A future where we all become part of the farm organism: “The concepts of community supported agriculture (CSA) grab at the imagination: reconnect with the land and farmer, know exactly where your food is coming from, work toward self-sufficiency. Such a utopian vision clashes gloriously with the disconnected, “cocooning” lifestyle of many people.

“This textbook for the CSA movement, first published in 1990 and “revisited” in this volume published in 1997, lays out the philosophies and actions that brought CSAs into our awareness today. You might know a CSA farmer, and perhaps even are a CSA member. But unless you’re the farmer herself, or on an advisory board for a CSA, you probably have not considered many of the philosophical questions.
In half-a-dozen essays comprising a third of the book, questions are explored such as: Should farmers or the CSA own the land? How should farmers’ retirement be arranged? Should animals be part of the farm, and should meat be part of the CSA shares?

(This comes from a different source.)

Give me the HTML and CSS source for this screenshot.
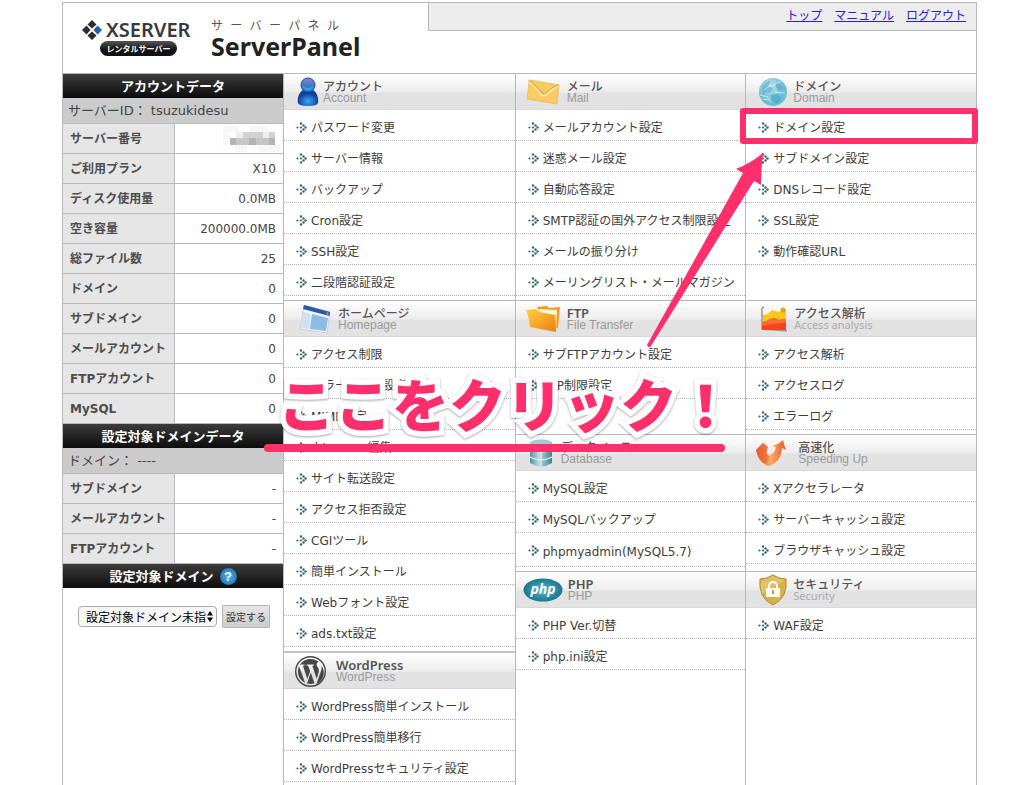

“Three basic rules of such holistic farming are offered: 1. Do not work too many hours (leave time for observation, reflection and meditation). 2. Buy for the farm as little as possible from the outside world. 3. Take all the initiative for your actions on the farm out of the realm of the spirit, not out of the realm of money.

“The book talks of creating an “associative economy” and a “parallel polis” that look at society differently. One premise is that the farm should be supported by the entire community, and the risk shared equally by all consumers. Another is that farmland should not be a market commodity.

“Part of the book consists of essays by CSA farmers on their own operations; many were written for the first volume and updated, so the trials of time can be seen. The final section contains blueprints for operating a CSA: how to get started, and how to buy and hold land. Samples from farms show budgets, marketing materials and typical share content. From philosophy to examples, Farms of Tomorrow Revisited shows us where the CSA concept could take society, and the movement’s limitations, especially in solving current agriculture issues.” – Bill T.